Photograph of An Iphone Focussed on The TikTok App
One of the main issues with young people self-diagnosing is that a lot of mental health conditions can overlap, or symptoms can be similar across different conditions, so they could inaccurately self-diagnose and there is potential for illness or health anxiety if they don’t seek professional advice. 

Misleading and inaccurate information on mental health 

A study by medical health group PlushCare looked at 500 videos containing #mentalhealthtips and #mentalhealthadvice, these were analysed by medically trained professionals and researchers found that a staggering 83.7% of mental health advice on TikTok is misleading and 14.2% of videos included content that could be potentially damaging.  
In our work at we have spoken to many young people who are convinced of their diagnosis before ever completing a session.
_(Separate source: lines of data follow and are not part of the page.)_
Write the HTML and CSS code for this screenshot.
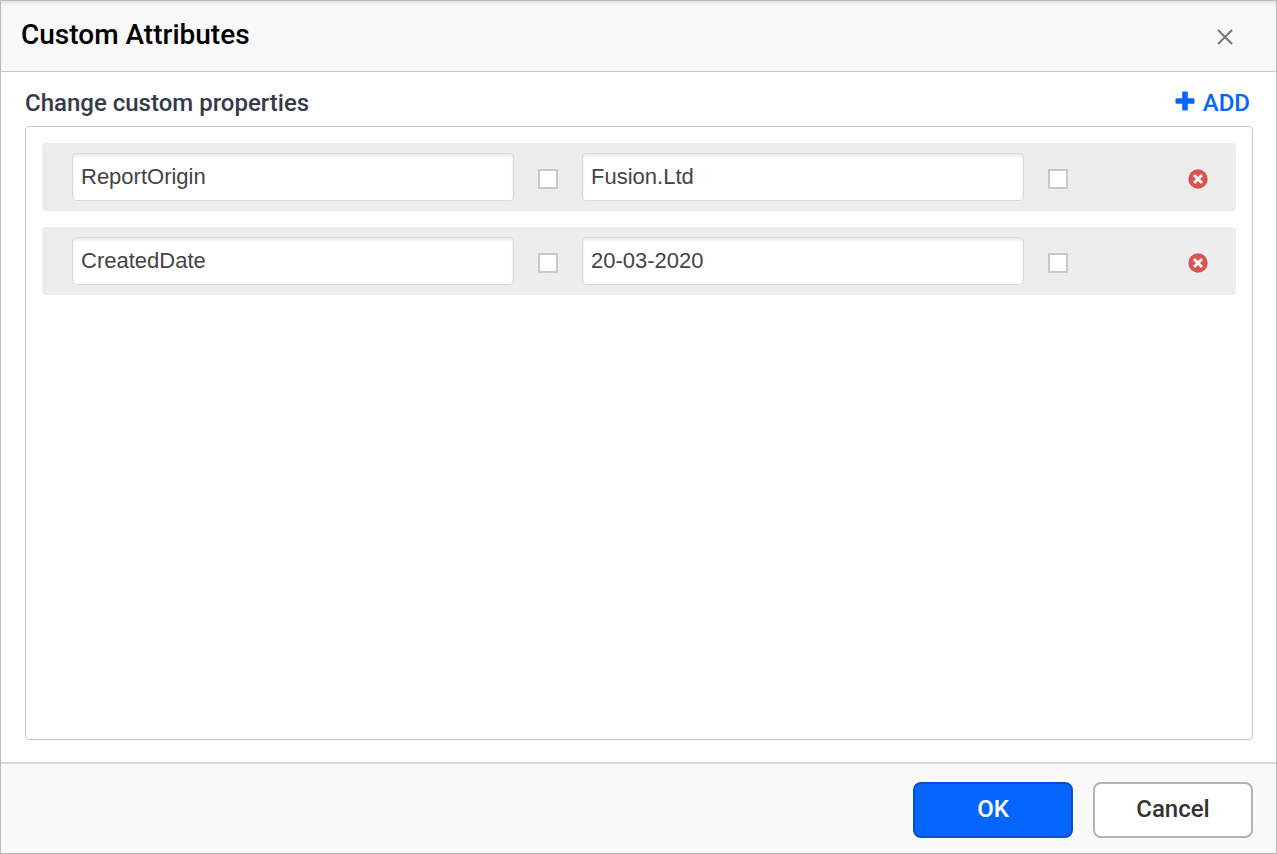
FILE: index.html
```html
<!DOCTYPE html>
<html lang="en">
<head>
<meta charset="utf-8">
<meta name="viewport" content="width=device-width, initial-scale=1">
<title>Custom Attributes</title>
<link rel="stylesheet" href="styles.css">
</head>
<body>
<form class="dialog" role="dialog" aria-labelledby="dialog-title">
  <header class="dialog-header">
    <h1 class="dialog-title" id="dialog-title">Custom Attributes</h1>
    <button class="icon-button" type="button" aria-label="Close">
      <svg class="close-icon" viewBox="0 0 16 16" aria-hidden="true"><path d="M1 1l14 14M15 1L1 15"/></svg>
    </button>
  </header>
  <main class="dialog-body">
    <div class="toolbar">
      <h2 class="toolbar-title">Change custom properties</h2>
      <button class="add-button" type="button">
        <svg class="add-icon" viewBox="0 0 20 20" aria-hidden="true"><path d="M8 0.5h4q.8 0 .8.8v5.9h5.9q.8 0 .8.8v4q0 .8-.8.8h-5.9v5.9q0 .8-.8.8h-4q-.8 0-.8-.8v-5.9H1.300q-.8 0-.8-.8v-4q0-.8.8-.8h5.900V1.300q0-.8.8-.8z"/></svg>
        ADD
      </button>
    </div>
    <ul class="properties">
      <li class="property">
        <input class="field" type="text" value="ReportOrigin" aria-label="Name">
        <input class="check" type="checkbox" aria-label="Name is an expression">
        <input class="field" type="text" value="Fusion.Ltd" aria-label="Value">
        <input class="check" type="checkbox" aria-label="Value is an expression">
        <button class="icon-button remove" type="button" aria-label="Delete ReportOrigin">
          <svg class="remove-icon" viewBox="0 0 20 20" aria-hidden="true"><circle cx="10" cy="10" r="9.7"/><path d="M6 6l8 8M14 6l-8 8"/></svg>
        </button>
      </li>
      <li class="property">
        <input class="field" type="text" value="CreatedDate" aria-label="Name">
        <input class="check" type="checkbox" aria-label="Name is an expression">
        <input class="field" type="text" value="20-03-2020" aria-label="Value">
        <input class="check" type="checkbox" aria-label="Value is an expression">
        <button class="icon-button remove" type="button" aria-label="Delete CreatedDate">
          <svg class="remove-icon" viewBox="0 0 20 20" aria-hidden="true"><circle cx="10" cy="10" r="9.7"/><path d="M6 6l8 8M14 6l-8 8"/></svg>
        </button>
      </li>
    </ul>
  </main>
  <footer class="dialog-footer">
    <button class="button button-primary" type="submit">OK</button>
    <button class="button" type="button">Cancel</button>
  </footer>
</form>
</body>
</html>
```
FILE: styles.css
```css
* {
  box-sizing: border-box;
}

body {
  margin: 0;
  font-family: Roboto, sans-serif;
  color: #333;
}

button {
  font-family: inherit;
  cursor: pointer;
}

.dialog {
  display: flex;
  flex-direction: column;
  min-height: 100vh;
  border: 1px solid #bbb;
  background: #fff;
}

.dialog-header {
  display: flex;
  align-items: center;
  justify-content: space-between;
  padding: 17px 41px 19px 20px;
  border-bottom: 1px solid #c8c8c8;
  background: #f9f9f9;
  box-shadow: inset 0 4px 4px -2px #ddd;
}

.dialog-title {
  margin: 0;
  font-size: 28px;
  line-height: 34px;
  font-weight: 500;
  color: #000;
}

.icon-button {
  display: flex;
  padding: 0;
  border: 0;
  background: none;
}

.close-icon {
  width: 16px;
  height: 16px;
  margin: 4px 2px 0;
  fill: none;
  stroke: #777;
  stroke-width: 2;
}

.dialog-body {
  display: flex;
  flex: 1;
  flex-direction: column;
  padding: 16px 23px 22px 24px;
}

.toolbar {
  display: flex;
  justify-content: space-between;
  margin-bottom: 8px;
  padding-right: 3px;
}

.toolbar-title {
  margin: 0;
  font-size: 24px;
  line-height: 30px;
  font-weight: 500;
  color: #343a49;
}

.add-button {
  display: flex;
  gap: 8px;
  padding: 0;
  border: 0;
  background: none;
  font-size: 24px;
  line-height: 30px;
  font-weight: 500;
  color: #0565ff;
}

.add-icon {
  width: 20px;
  height: 20px;
  margin-top: 3px;
  fill: currentColor;
}

.properties {
  display: flex;
  flex: 1;
  flex-direction: column;
  gap: 16px;
  margin: 0;
  padding: 16px;
  border: 1px solid #c8c8c8;
  border-radius: 4px;
  list-style: none;
}

.property {
  display: grid;
  grid-template-columns: 1fr 20px 1fr 20px 116px;
  gap: 24px;
  align-items: center;
  padding: 10px 28px 10px 30px;
  border-radius: 4px;
  background: #ededed;
}

.field {
  width: 100%;
  min-width: 0;
  height: 48px;
  padding: 0 8px;
  border: 1px solid #d8d8d8;
  border-radius: 4px;
  background: #fff;
  box-shadow: inset 0 2px 3px #e8e8e8;
  font-family: "Liberation Sans", Arial, sans-serif;
  font-size: 22px;
  color: #444;
}

.check {
  appearance: none;
  width: 20px;
  height: 20px;
  margin: 4px 0 0;
  border: 2px solid #c8c8c8;
  background: #fff;
}

.check:checked {
  background: #0565ff;
}

.remove {
  justify-self: end;
  margin-top: 3px;
}

.remove-icon {
  width: 20px;
  height: 20px;
  fill: #d9534f;
}

.remove-icon path {
  stroke: #f4f4f4;
  stroke-width: 3;
}

.dialog-footer {
  display: flex;
  justify-content: flex-end;
  gap: 20px;
  padding: 18px 23px 15px;
  border-top: 2px solid #d8d8d8;
  background: #f9f9f9;
}

.button {
  width: 160px;
  height: 56px;
  padding: 0 0 2px;
  border: 2px solid #b3b3b3;
  border-radius: 8px;
  background: #fff;
  font-size: 24px;
  font-weight: 500;
  color: #333;
}

.button-primary {
  border-color: #0450cc;
  background: #0565ff;
  color: #fff;
}
```
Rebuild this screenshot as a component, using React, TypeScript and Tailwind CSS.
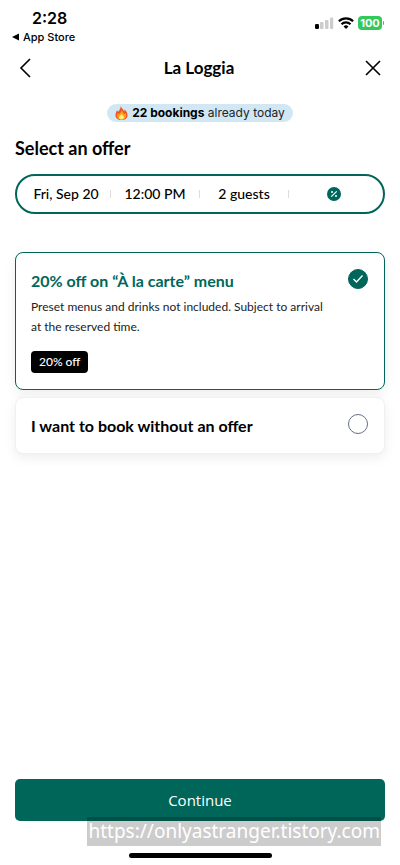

One of the most self-diagnosed conditions is ADHD, and the hashtag #ADHD has over 14.5billion views. 
When content is misleading and inaccurate it can be potentially dangerous; what would be beneficial is an increase in the amount of mental health professionals posting on TikTok, sharing useful and accurate information for young people to access if they are concerned about their mental health. TikTok is here to stay, so why not use it to spread helpful and positive information to those who really need it. 
TikTok itself could offer a link to reputable mental health information and support and inform users of the qualification to advise or post. If professionals were to use TikTok in a positive way then we could have a positive influence on our young people for example take a look at Dr Julie Smith.